What are in your opinion the main problems of the current rules?

In some countries non-for-profit organisations, because many of the services that they provide, are either exempt under EU law or are outside of the scope of VAT because they are provided free of charge. In both cases this means that the organisation cannot charge VAT and so cannot recover the VAT on its expenditure. This inability to recover the VAT that is spent on purchases reduces the resources that they have available to spend on their charitable purposes. This has been a long-running issue for the sector, particularly in a time of general recession when non-for-profit organisations are under pressure from government to increase the level of front-line services that they can support and offer. Organisations as foreseen in article 132 and 133 should be exempted from VAT.

Are there any distortions of competition (output and input side)? If so, how and in which sector do they occur?

Article 133 sets specific conditions to respect to be exempted from VAT. EAEA believes that this is sufficient. Furthermore it is in line with the legislation in force which grants “the essential role and the wide discretion of national, regional and local authorities in providing, commissioning and organising services of general economic interest as closely as possible to the needs of the users” (Protocol 26 annexed to the TEU and TFEU).

Are the problems identified only of a national nature or do they constitute an obstacle to the smooth functioning of the Internal Market?
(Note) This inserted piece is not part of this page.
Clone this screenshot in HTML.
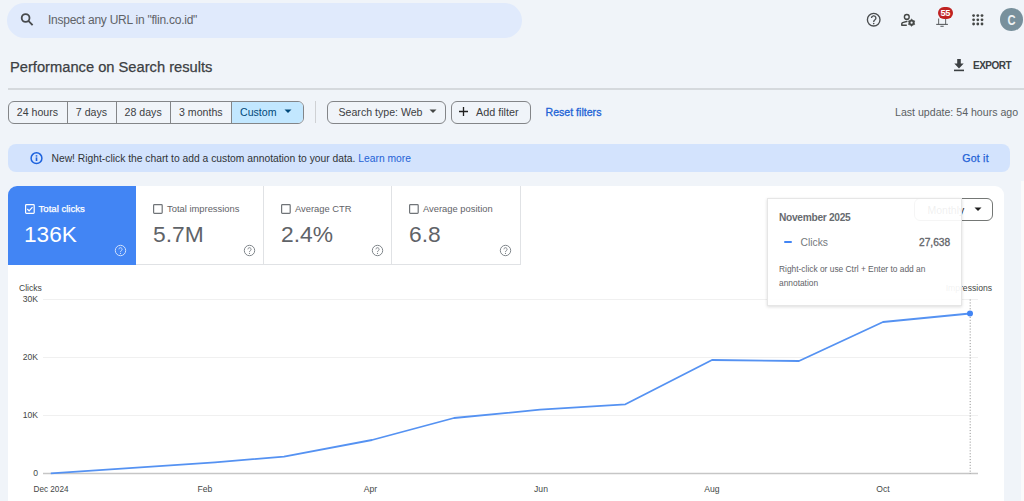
<!DOCTYPE html>
<html><head><meta charset="utf-8">
<style>
*{margin:0;padding:0;box-sizing:border-box}
html,body{width:1024px;height:501px;overflow:hidden;background:#f0f4f9;font-family:"Liberation Sans",sans-serif;color:#1f1f1f}
.a{position:absolute;white-space:nowrap}
#search{left:7px;top:3px;width:515px;height:35px;border-radius:18px;background:#e0eafc}
.t{position:absolute;white-space:nowrap;line-height:1}
.btn{position:absolute;border:1px solid #838588;border-radius:6px}
.seg{position:absolute;top:0;height:100%;border-left:1px solid #838588}
</style></head><body>
<!-- header -->
<div class="a" id="search"></div>
<svg class="a" style="left:18px;top:11px" width="16" height="16" viewBox="0 0 16 16"><circle cx="7.6" cy="7.0" r="3.9" fill="none" stroke="#474a4d" stroke-width="1.8"/><line x1="10.4" y1="9.9" x2="14.6" y2="14.1" stroke="#474a4d" stroke-width="1.8"/></svg>
<div class="t" style="left:48px;top:13.5px;font-size:12px;color:#5f6368;letter-spacing:-0.25px">Inspect any URL in "flin.co.id"</div>

<!-- header icons -->
<svg class="a" style="left:864px;top:10px" width="20" height="20" viewBox="0 0 20 20"><circle cx="9.7" cy="9.7" r="6.3" fill="none" stroke="#4a4d4f" stroke-width="1.35"/><path d="M7.5 8.1a2.2 2.2 0 1 1 3.3 1.9c-0.7 0.45-1.1 0.9-1.1 1.9" fill="none" stroke="#4a4d4f" stroke-width="1.35"/><circle cx="9.7" cy="13.6" r="0.8" fill="#4a4d4f"/></svg>
<svg class="a" style="left:898px;top:10px" width="20" height="20" viewBox="0 0 20 20"><circle cx="8.8" cy="6.9" r="2.4" fill="none" stroke="#444746" stroke-width="1.4"/><path d="M9.4 11.3L4.6 12.6Q3.8 12.9 3.8 13.7V15.2H8.8" fill="none" stroke="#444746" stroke-width="1.5" stroke-linejoin="round"/><path d="M13.60 9.10 L14.95 10.36 L16.72 10.90 L16.30 12.70 L16.72 14.50 L14.95 15.04 L13.60 16.30 L12.25 15.04 L10.48 14.50 L10.90 12.70 L10.48 10.90 L12.25 10.36Z" fill="#444746" stroke="#444746" stroke-width="0.6" stroke-linejoin="round"/><circle cx="13.6" cy="12.7" r="1.1" fill="#f0f4f9"/></svg>
<svg class="a" style="left:934px;top:12px" width="16" height="16" viewBox="0 0 16 16"><path d="M4.6 12.4V6.5M11.6 12.4V6.5" fill="none" stroke="#6f7275" stroke-width="1.1"/><line x1="2.2" y1="12.4" x2="13.9" y2="12.4" stroke="#5a5d60" stroke-width="1.1"/><line x1="6.4" y1="14.3" x2="9.7" y2="14.3" stroke="#5f6368" stroke-width="1.1"/></svg>
<div class="a" style="left:937.5px;top:7.3px;width:15.5px;height:11.8px;border-radius:6px;background:#bf2222;color:#fff;font-size:9.2px;font-weight:bold;text-align:center;line-height:12px;letter-spacing:-0.4px">55</div>
<svg class="a" style="left:971px;top:13px" width="13" height="13" viewBox="0 0 13 13"><g fill="#444746"><circle cx="2.6" cy="2.6" r="1.4"/><circle cx="6.8" cy="2.6" r="1.4"/><circle cx="11.0" cy="2.6" r="1.4"/><circle cx="2.6" cy="6.8" r="1.4"/><circle cx="6.8" cy="6.8" r="1.4"/><circle cx="11.0" cy="6.8" r="1.4"/><circle cx="2.6" cy="11.0" r="1.4"/><circle cx="6.8" cy="11.0" r="1.4"/><circle cx="11.0" cy="11.0" r="1.4"/></g></svg>
<div class="a" style="left:1000px;top:8.4px;width:22.7px;height:22.7px;border-radius:50%;background:#78909c;color:#eef2f3;font-size:15.5px;font-weight:bold;text-align:center;line-height:23px"><span style="display:inline-block;transform:scaleX(0.72)">C</span></div>

<!-- title -->
<div class="t" style="left:10px;top:60px;font-size:14.7px;color:#3c4043;-webkit-text-stroke:0.25px #3c4043">Performance on Search results</div>
<svg class="a" style="left:952px;top:58px" width="14" height="14" viewBox="0 0 14 14"><path d="M5.2 1h3.6v4.6h2.9L7 10.4 2.3 5.6h2.9z" fill="#3c4043"/><rect x="2" y="11.6" width="10" height="1.6" fill="#3c4043"/></svg>
<div class="t" style="left:973px;top:61.2px;font-size:10px;font-weight:bold;color:#3c4043;letter-spacing:-0.5px">EXPORT</div>
<div class="a" style="left:8px;top:88px;width:1016px;height:2px;background:#d5d9dd"></div>

<!-- filter row -->
<div class="btn" style="left:8px;top:101px;width:296px;height:23px;overflow:hidden">
  <div class="seg" style="left:222px;width:74px;background:#c2e7ff"></div>
  <div class="seg" style="left:58px"></div>
  <div class="seg" style="left:107px"></div>
  <div class="seg" style="left:161px"></div>
</div>
<div class="t" style="left:16.8px;top:107px;font-size:10.6px;color:#3c4043">24 hours</div>
<div class="t" style="left:75.8px;top:107px;font-size:10.6px;color:#3c4043">7 days</div>
<div class="t" style="left:124.6px;top:107px;font-size:10.6px;color:#3c4043">28 days</div>
<div class="t" style="left:179px;top:107px;font-size:10.6px;color:#3c4043">3 months</div>
<div class="t" style="left:240px;top:107px;font-size:10.6px;color:#00497a">Custom</div>
<svg class="a" style="left:284px;top:109px" width="8" height="5" viewBox="0 0 8 5"><path d="M0.5 0.5h7L4 4z" fill="#00497a"/></svg>
<div class="a" style="left:315px;top:101px;width:1px;height:22px;background:#cfd1d4"></div>

<div class="btn" style="left:327px;top:101px;width:119px;height:23px"></div>
<div class="t" style="left:338.5px;top:107px;font-size:10.6px;color:#3c4043">Search type: Web</div>
<svg class="a" style="left:429px;top:109px" width="8" height="5" viewBox="0 0 8 5"><path d="M0.5 0.5h7L4 4z" fill="#444746"/></svg>

<div class="btn" style="left:451px;top:101px;width:80px;height:23px"></div>
<svg class="a" style="left:458px;top:106px" width="11" height="11" viewBox="0 0 11 11"><path d="M5.5 1v9M1 5.5h9" stroke="#1f1f1f" stroke-width="1.3"/></svg>
<div class="t" style="left:476px;top:107px;font-size:10.8px;color:#3c4043">Add filter</div>
<div class="t" style="left:545.5px;top:107px;font-size:10.6px;color:#1d63d6;-webkit-text-stroke:0.3px #1d63d6">Reset filters</div>
<div class="t" style="left:895px;top:107px;font-size:10.6px;color:#5b5f63">Last update: 54 hours ago</div>

<!-- banner -->
<div class="a" style="left:8px;top:144px;width:1002px;height:28px;border-radius:8px;background:#d3e3fd"></div>
<svg class="a" style="left:29.5px;top:152px" width="13" height="13" viewBox="0 0 13 13"><circle cx="6.5" cy="6.2" r="5.4" fill="none" stroke="#1d62dd" stroke-width="1.5"/><rect x="5.7" y="5.4" width="1.6" height="3.6" fill="#1d62dd"/><rect x="5.7" y="3.2" width="1.6" height="1.4" fill="#1d62dd"/></svg>
<div class="t" style="left:51.5px;top:153.8px;font-size:10.3px;color:#303336">New! Right-click the chart to add a custom annotation to your data. <span style="color:#1f62d6">Learn more</span></div>
<div class="t" style="left:962.3px;top:152.7px;font-size:10.6px;color:#1f62d6;letter-spacing:0.2px;-webkit-text-stroke:0.25px #1f62d6">Got it</div>

<!-- panel -->
<div class="a" style="left:8px;top:186px;width:996px;height:330px;border-radius:9px;background:#fff"></div>
<div class="a" style="left:1021px;top:181px;width:3px;height:320px;background:#fafafa"></div>

<!-- cards -->
<div class="a" style="left:8px;top:186px;width:128px;height:79px;background:#4285f4;border-top-left-radius:9px"></div>
<div class="a" style="left:136px;top:186px;width:128px;height:79px;border-right:1px solid #e0e2e5;border-bottom:1px solid #e0e2e5"></div>
<div class="a" style="left:264px;top:186px;width:128px;height:79px;border-right:1px solid #e0e2e5;border-bottom:1px solid #e0e2e5"></div>
<div class="a" style="left:392px;top:186px;width:129px;height:79px;border-right:1px solid #e0e2e5;border-bottom:1px solid #e0e2e5"></div>

<svg class="a" style="left:24.7px;top:204.2px" width="10" height="10" viewBox="0 0 10 10"><rect x="0.6" y="0.6" width="8.6" height="8.8" rx="0.8" fill="none" stroke="#fff" stroke-width="1.2"/><path d="M2.3 5l1.8 1.8 3.4-3.6" fill="none" stroke="#fff" stroke-width="1.2"/></svg>
<div class="t" style="left:38.5px;top:203.5px;font-size:9.6px;color:#fff;-webkit-text-stroke:0.25px #fff">Total clicks</div>
<div class="t" style="left:24px;top:224px;font-size:22.6px;color:#fff">136K</div>
<svg class="a" style="left:114px;top:244px" width="13" height="13" viewBox="0 0 13 13"><circle cx="6.5" cy="6.5" r="5.2" fill="none" stroke="#cfe0fc" stroke-width="1"/><path d="M4.9 5.3a1.6 1.6 0 1 1 2.4 1.4c-0.5 0.3-0.8 0.6-0.8 1.3" fill="none" stroke="#cfe0fc" stroke-width="1"/><circle cx="6.5" cy="9.4" r="0.6" fill="#cfe0fc"/></svg>

<svg class="a" style="left:153px;top:204.3px" width="10" height="10" viewBox="0 0 10 10"><rect x="0.6" y="0.6" width="8.6" height="8.8" rx="0.8" fill="none" stroke="#707478" stroke-width="1.2"/></svg>
<div class="t" style="left:167px;top:203.5px;font-size:9.4px;color:#5f6368">Total impressions</div>
<div class="t" style="left:153px;top:222.6px;font-size:22.8px;color:#5f6368">5.7M</div>
<svg class="a" style="left:242.5px;top:244px" width="13" height="13" viewBox="0 0 13 13"><circle cx="6.5" cy="6.5" r="5.2" fill="none" stroke="#80868b" stroke-width="1"/><path d="M4.9 5.3a1.6 1.6 0 1 1 2.4 1.4c-0.5 0.3-0.8 0.6-0.8 1.3" fill="none" stroke="#80868b" stroke-width="1"/><circle cx="6.5" cy="9.4" r="0.6" fill="#80868b"/></svg>

<svg class="a" style="left:281px;top:204.3px" width="10" height="10" viewBox="0 0 10 10"><rect x="0.6" y="0.6" width="8.6" height="8.8" rx="0.8" fill="none" stroke="#707478" stroke-width="1.2"/></svg>
<div class="t" style="left:295px;top:203.5px;font-size:9.4px;color:#5f6368">Average CTR</div>
<div class="t" style="left:281px;top:222.6px;font-size:22.8px;color:#5f6368">2.4%</div>
<svg class="a" style="left:370.5px;top:244px" width="13" height="13" viewBox="0 0 13 13"><circle cx="6.5" cy="6.5" r="5.2" fill="none" stroke="#80868b" stroke-width="1"/><path d="M4.9 5.3a1.6 1.6 0 1 1 2.4 1.4c-0.5 0.3-0.8 0.6-0.8 1.3" fill="none" stroke="#80868b" stroke-width="1"/><circle cx="6.5" cy="9.4" r="0.6" fill="#80868b"/></svg>

<svg class="a" style="left:409px;top:204.3px" width="10" height="10" viewBox="0 0 10 10"><rect x="0.6" y="0.6" width="8.6" height="8.8" rx="0.8" fill="none" stroke="#707478" stroke-width="1.2"/></svg>
<div class="t" style="left:423px;top:203.5px;font-size:9.4px;color:#5f6368">Average position</div>
<div class="t" style="left:409px;top:222.6px;font-size:22.8px;color:#5f6368">6.8</div>
<svg class="a" style="left:498.5px;top:244px" width="13" height="13" viewBox="0 0 13 13"><circle cx="6.5" cy="6.5" r="5.2" fill="none" stroke="#80868b" stroke-width="1"/><path d="M4.9 5.3a1.6 1.6 0 1 1 2.4 1.4c-0.5 0.3-0.8 0.6-0.8 1.3" fill="none" stroke="#80868b" stroke-width="1"/><circle cx="6.5" cy="9.4" r="0.6" fill="#80868b"/></svg>

<!-- monthly dropdown -->
<div class="btn" style="left:914px;top:198px;width:79px;height:23px;border-color:#747775"></div>
<div class="t" style="left:927.5px;top:205px;font-size:10.5px;color:#1f1f1f">Monthly</div>
<svg class="a" style="left:973.8px;top:207px" width="8" height="5" viewBox="0 0 8 5"><path d="M0.5 0.5h7L4 4z" fill="#1f1f1f"/></svg>

<!-- chart -->
<svg class="a" style="left:0;top:270px" width="1024" height="231" viewBox="0 270 1024 231">
 <g stroke="#f0f0f0" stroke-width="1">
  <line x1="43" y1="299.5" x2="978" y2="299.5"/>
  <line x1="43" y1="357.5" x2="978" y2="357.5"/>
  <line x1="43" y1="415.5" x2="978" y2="415.5"/>
 </g>
 <line x1="43" y1="473.5" x2="978" y2="473.5" stroke="#c6c6c6" stroke-width="1.6"/>
 <line x1="970.2" y1="299.5" x2="970.2" y2="474" stroke="#8a8a8a" stroke-width="0.9" stroke-dasharray="1.1 1.8"/>
 <polyline fill="none" stroke="#5592f2" stroke-width="1.8" stroke-linejoin="round" points="50.8,473.4 215,462.4 284,456.6 372,440 454,418 540,409.7 625.4,404.3 712,360 799,361 883,322 970,313.5"/>
 <circle cx="970" cy="313.5" r="3" fill="#4285f4"/>
 <g font-family="Liberation Sans" font-size="8.6" fill="#444746">
  <text x="19" y="290.6">Clicks</text>
  <text x="38" y="302" text-anchor="end">30K</text>
  <text x="38" y="360" text-anchor="end">20K</text>
  <text x="38" y="418" text-anchor="end">10K</text>
  <text x="38" y="476" text-anchor="end">0</text>
  <text x="33.5" y="491.5" textLength="35" lengthAdjust="spacingAndGlyphs">Dec 2024</text>
  <text x="205" y="491.5" text-anchor="middle">Feb</text>
  <text x="370.5" y="491.5" text-anchor="middle">Apr</text>
  <text x="541" y="491.5" text-anchor="middle">Jun</text>
  <text x="712" y="491.5" text-anchor="middle">Aug</text>
  <text x="883" y="491.5" text-anchor="middle">Oct</text>
  <text x="992" y="291" text-anchor="end">Impressions</text>
 </g>
</svg>

<!-- tooltip -->
<div class="a" style="left:767px;top:198px;width:195px;height:108px;background:rgba(255,255,255,0.93);border:1px solid #e6e6e6;box-shadow:0 1px 3px rgba(0,0,0,0.14)"></div>
<div class="t" style="left:779px;top:212.8px;font-size:10.2px;font-weight:bold;color:#676b6f;letter-spacing:-0.3px">November 2025</div>
<div class="a" style="left:784px;top:240.5px;width:7.6px;height:2.8px;border-radius:1.4px;background:#4285f4"></div>
<div class="t" style="left:800.5px;top:237.5px;font-size:10.3px;color:#75797d">Clicks</div>
<div class="t" style="left:919px;top:237.5px;font-size:10.2px;color:#5f6368;-webkit-text-stroke:0.3px #5f6368">27,638</div>
<div class="t" style="left:779px;top:264.5px;font-size:8.4px;color:#5f6368;line-height:14px;margin-top:-3px">Right-click or use Ctrl + Enter to add an<br>annotation</div>
</body></html>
VAT legislation on public bodies and tax exemptions in the public interest suffer some incoherencies across Member States which may go against the requirements of a true single market, however more important obstacles exist. Focusing on article 13 is a very narrow approach and could have very negative consequences for the European social model.

It is also important to respect the cultural diversity and historical traditions of the various Member States with the existence of very specific organisations and relations with public authorities in the education, training, youth and sports for all sectors (adult education in the northern countries, popular education in the South, etc.). Any initiative to apply a one-size-fits-all solution to streamlining VAT would demonstrate a lack of understanding of the diversity of organisations in the EU and of their very different capacities, revenue sources and ways of functioning. It would also do little to mitigate the negative perceptions which exist among many citizens and at the grass-roots level towards the EU and might lead to further negative appraisal of what the EU can really bring to its citizens.